Megan Bedell (Chicago) and I had a scare today: Although we can show that in very realistically simulated fake data (with unmodeled tellurics, wrong continuum, and so on) a synthetic spectrum (data-driven) beats a binary mask for measuring radial velocities, we found that in real data from the HARPS instrument that the mask was doing better. Why? We went through a period of doubting everything we know. I was on the point of resigning. And then we realized it was a bug in the code! Whew.
Adrian Price-Whelan (Princeton) also found a serious bug in our binary-star fitting. The thing we were calculating as the pericenter distance is the distance of the primary-star center-of-mass to the system barycenter. That's not the minimum separation of the two stars! Duh. That had us rolling on the floor laughing, as the kids say, especially since we might have gotten all the way to submission without noticing that absolutely critical bug.
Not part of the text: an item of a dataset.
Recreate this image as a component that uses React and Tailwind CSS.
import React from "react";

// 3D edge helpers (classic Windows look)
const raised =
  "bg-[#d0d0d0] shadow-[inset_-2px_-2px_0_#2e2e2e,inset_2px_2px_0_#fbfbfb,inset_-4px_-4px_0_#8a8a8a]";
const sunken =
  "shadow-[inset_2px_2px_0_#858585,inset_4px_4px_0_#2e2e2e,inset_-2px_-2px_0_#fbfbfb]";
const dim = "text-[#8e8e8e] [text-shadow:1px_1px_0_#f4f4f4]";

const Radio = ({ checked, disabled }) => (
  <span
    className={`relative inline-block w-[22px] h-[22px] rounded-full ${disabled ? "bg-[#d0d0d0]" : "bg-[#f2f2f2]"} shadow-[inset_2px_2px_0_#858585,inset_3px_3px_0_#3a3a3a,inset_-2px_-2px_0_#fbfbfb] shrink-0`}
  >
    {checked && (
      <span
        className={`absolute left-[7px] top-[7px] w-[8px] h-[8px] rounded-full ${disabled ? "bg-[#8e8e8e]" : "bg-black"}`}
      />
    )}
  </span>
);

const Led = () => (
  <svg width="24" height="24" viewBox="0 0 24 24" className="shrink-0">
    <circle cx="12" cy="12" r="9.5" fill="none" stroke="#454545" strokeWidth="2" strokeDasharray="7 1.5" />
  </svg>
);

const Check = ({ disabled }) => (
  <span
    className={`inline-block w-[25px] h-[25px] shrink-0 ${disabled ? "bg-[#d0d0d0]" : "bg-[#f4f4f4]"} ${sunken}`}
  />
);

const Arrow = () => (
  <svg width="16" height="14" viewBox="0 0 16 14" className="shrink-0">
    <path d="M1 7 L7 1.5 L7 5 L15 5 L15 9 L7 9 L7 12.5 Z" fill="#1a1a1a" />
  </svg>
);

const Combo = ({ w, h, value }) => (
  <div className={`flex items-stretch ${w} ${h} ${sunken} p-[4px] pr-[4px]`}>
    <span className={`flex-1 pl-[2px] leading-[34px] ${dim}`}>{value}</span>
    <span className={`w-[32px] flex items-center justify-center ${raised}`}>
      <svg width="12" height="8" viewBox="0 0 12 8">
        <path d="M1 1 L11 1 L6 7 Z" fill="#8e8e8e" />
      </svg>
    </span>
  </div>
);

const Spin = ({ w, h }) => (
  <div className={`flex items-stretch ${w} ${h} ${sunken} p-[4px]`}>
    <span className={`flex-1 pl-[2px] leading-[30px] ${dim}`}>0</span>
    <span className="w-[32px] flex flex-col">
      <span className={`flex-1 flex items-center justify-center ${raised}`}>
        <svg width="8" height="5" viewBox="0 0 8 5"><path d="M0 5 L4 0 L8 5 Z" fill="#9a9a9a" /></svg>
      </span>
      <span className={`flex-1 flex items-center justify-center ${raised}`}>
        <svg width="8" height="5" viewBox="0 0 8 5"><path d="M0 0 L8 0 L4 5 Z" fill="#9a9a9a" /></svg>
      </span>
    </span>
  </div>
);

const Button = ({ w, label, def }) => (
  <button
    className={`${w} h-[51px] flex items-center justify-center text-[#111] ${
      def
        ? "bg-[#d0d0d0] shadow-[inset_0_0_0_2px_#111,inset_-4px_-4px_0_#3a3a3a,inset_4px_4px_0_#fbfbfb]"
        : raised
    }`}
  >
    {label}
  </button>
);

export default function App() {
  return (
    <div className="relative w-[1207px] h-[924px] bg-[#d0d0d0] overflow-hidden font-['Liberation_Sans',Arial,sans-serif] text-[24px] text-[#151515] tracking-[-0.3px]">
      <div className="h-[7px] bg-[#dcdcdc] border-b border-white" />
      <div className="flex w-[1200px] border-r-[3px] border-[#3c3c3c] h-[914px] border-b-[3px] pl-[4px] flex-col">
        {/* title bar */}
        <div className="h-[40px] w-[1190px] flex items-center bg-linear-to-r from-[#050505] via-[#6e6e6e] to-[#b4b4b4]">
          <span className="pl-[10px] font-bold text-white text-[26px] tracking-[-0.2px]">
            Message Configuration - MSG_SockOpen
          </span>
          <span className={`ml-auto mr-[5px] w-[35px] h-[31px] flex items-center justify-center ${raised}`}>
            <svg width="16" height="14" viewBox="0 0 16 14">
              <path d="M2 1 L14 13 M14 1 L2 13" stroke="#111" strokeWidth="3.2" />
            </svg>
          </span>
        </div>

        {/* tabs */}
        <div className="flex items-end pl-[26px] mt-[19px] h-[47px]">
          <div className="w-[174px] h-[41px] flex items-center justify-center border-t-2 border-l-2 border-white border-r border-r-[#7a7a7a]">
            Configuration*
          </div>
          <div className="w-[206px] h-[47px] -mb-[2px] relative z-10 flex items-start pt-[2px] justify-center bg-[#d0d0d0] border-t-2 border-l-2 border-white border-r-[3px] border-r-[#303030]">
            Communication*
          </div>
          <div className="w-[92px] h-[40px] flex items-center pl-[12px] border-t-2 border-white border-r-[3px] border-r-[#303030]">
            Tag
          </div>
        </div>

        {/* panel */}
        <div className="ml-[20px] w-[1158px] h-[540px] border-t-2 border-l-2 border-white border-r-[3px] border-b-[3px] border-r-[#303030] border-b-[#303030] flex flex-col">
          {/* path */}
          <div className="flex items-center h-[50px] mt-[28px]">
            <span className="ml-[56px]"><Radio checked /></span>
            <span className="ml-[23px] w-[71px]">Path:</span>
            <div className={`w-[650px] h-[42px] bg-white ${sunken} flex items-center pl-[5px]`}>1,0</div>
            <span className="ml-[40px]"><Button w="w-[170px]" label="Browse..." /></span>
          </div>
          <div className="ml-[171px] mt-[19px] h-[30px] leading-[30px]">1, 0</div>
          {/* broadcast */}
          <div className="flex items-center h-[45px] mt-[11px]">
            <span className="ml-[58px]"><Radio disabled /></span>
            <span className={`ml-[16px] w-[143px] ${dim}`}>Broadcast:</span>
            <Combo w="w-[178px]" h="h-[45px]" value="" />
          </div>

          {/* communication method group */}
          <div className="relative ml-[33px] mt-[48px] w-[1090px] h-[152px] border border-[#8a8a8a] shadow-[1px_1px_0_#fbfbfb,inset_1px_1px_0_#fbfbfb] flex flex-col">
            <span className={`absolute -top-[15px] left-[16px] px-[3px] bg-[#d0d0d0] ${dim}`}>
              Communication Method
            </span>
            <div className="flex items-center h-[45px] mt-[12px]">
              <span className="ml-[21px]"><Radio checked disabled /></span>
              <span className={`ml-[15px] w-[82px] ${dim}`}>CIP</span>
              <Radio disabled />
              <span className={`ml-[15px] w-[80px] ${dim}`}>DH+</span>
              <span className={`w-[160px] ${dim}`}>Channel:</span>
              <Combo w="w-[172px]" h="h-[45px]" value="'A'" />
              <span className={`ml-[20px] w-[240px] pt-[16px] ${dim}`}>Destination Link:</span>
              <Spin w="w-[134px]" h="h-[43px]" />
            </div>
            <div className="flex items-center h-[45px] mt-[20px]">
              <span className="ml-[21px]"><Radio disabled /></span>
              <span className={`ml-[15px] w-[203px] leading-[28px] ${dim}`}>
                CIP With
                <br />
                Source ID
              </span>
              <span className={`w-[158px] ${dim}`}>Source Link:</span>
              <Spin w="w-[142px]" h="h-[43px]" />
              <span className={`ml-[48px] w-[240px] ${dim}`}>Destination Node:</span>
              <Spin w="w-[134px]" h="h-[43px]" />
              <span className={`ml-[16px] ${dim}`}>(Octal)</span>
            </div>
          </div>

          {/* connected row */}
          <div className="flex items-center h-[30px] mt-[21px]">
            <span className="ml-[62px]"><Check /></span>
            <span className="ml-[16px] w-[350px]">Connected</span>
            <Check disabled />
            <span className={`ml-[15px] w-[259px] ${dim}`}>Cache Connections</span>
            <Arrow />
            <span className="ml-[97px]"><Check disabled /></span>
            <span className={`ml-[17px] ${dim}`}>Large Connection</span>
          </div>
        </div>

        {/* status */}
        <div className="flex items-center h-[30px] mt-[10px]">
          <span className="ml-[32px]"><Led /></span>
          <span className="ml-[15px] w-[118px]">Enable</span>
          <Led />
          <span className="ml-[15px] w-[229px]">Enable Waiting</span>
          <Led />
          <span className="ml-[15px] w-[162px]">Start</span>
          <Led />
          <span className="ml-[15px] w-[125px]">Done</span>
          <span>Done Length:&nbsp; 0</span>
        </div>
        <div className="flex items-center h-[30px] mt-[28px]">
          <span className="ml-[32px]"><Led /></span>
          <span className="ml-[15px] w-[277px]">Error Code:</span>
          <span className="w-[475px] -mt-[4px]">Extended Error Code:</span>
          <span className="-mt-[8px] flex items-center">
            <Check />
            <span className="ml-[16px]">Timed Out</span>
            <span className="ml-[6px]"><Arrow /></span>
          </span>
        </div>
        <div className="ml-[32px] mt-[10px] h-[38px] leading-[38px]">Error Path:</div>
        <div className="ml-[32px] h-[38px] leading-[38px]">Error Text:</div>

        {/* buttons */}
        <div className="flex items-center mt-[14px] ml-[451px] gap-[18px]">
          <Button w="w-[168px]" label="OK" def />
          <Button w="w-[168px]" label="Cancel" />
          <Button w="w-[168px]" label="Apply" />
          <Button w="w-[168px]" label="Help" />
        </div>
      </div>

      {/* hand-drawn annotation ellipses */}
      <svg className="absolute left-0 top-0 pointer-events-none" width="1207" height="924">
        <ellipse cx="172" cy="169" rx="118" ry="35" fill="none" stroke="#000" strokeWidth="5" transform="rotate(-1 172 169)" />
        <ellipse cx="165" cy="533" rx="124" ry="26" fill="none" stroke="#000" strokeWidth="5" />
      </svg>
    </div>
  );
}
At the end of the day, I gave the Königstuhl Colloquium, on the blackboard, about dimensionality reduction. I started with a long discussion about what is good and bad about machine learning, and then went (too fast!) through PCA, ICA, kernel-PCA, PPCA, factor analyzers, HMF, E-M algorithms, latent-variable models, and the GPLVM, drawing connections between them. The idea was to give the audience context and jumping-off points for their projects.